Whitmer's key orders are "backstopped" by orders issued under other authorities, said Samuel Bagenstos, a law professor at the University of Michigan.

"It will create some uncertainty in the short term, and probably kick off a wave of new litigation, but its practical impact will be limited," Bagenstos said of the Supreme Court ruling.

What's ahead?

One of the orders that Shirkey said lawmakers will have to address is expanded unemployment eligibility during a pandemic that's led to record jobless claims. The order was issued on May 6, six days after April 30.

The governor has also issued orders that allow local governments to hold their meetings virtually to avoid in-person meetings that could allow the virus to spread.

Christopher Johnson, general counsel for the Michigan Municipal League, said his organization is advising cities they can continue to hold virtual meetings for 21 days under its current understanding of the court process.

Gov. Gretchen Whitmer speaks about the spread of COVID-19 in Michigan during a press conference in Lansing on Thursday, March 26, 2020.

Johnson said he knows of an elected official whose husband has a compromised immune system. If virtual meetings are halted, she could be forced to stop participating in meetings, he said.

"That just seems crazy," Johnson said.

Local governments are also concerned about residents having to go to stores with mask-less people there. Johnson said.

"That’s all fine and good if you’re out in a field by yourself," Johnson said of the argument that people can make decisions for themselves. "But when you go into a store and you infect somebody else, that’s not right."

The Prosecuting Attorneys Association of Michigan was still “digesting” the order Saturday, but most prosecutors were anticipating a 21-day window in which the current executive orders would remain in place, said Muskegon County Prosecutor D.J. Hilson, the immediate past president of the association.

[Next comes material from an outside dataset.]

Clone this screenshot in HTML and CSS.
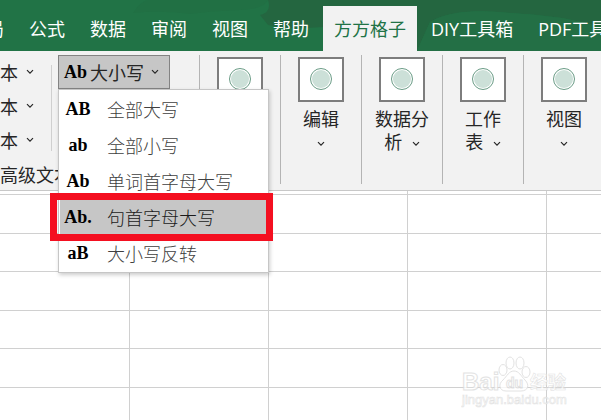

“Our initial blush at it and our initial review of it seems to show the 21-day rule does apply,” Hilson said. “But, look, smarter minds may differ and that’s the beauty of the gray area of the law.”

Prosecutors across the state largely have been hesitant to enforce the orders for the past several months, instead relying on education efforts. Because of that, the job of prosecutors in relation to Whitmer’s executive orders likely won’t change significantly with the end of her emergency powers.

“I would probably turn it all over to the public health department,” said Hilson. “It’s our understanding that health departments still have some authority over all this.”


Michigan police chiefs are waiting for direction from Nessel about when the governor’s executive orders expire, said Bob Stevenson, executive director for the Michigan Association of Chiefs of Police. Like Michigan prosecutors, many police agencies have taken a less punitive approach to the orders, trying to educate individuals on how to comply, he said.

For the next few days, Stevenson said, there is bound to be “some uncertainty.”

“I would be very surprised if they’re taking any enforcement action over the course of the weekend because it’s so up in the air,” he said. “But if the attorney general says it’s over, then it’s over.”

The Michigan Restaurant and Lodging Association is appreciative of the opportunity to have more freedom in business operations, said Justin Winslow, president and CEO of the association.

But Winslow described the appreciation as “cautious optimism.” Like other industries, the association still isn’t sure when the orders will dissolve or what authority state and local health departments will retain over business, Winslow said.

He’s hoping at least some of the current restrictions will be lifted through negotiated rules between the Legislature and governor.

But, Winslow said, restaurants and hotels across the state still recognize their duty to keep customers safe.

“Just because the Supreme Court changed their opportunities doesn’t change the fact that the virus is still here,” Winslow said. “They recognize that they need to commit to safety if they want to earn the public’s trust in coming into a restaurant.”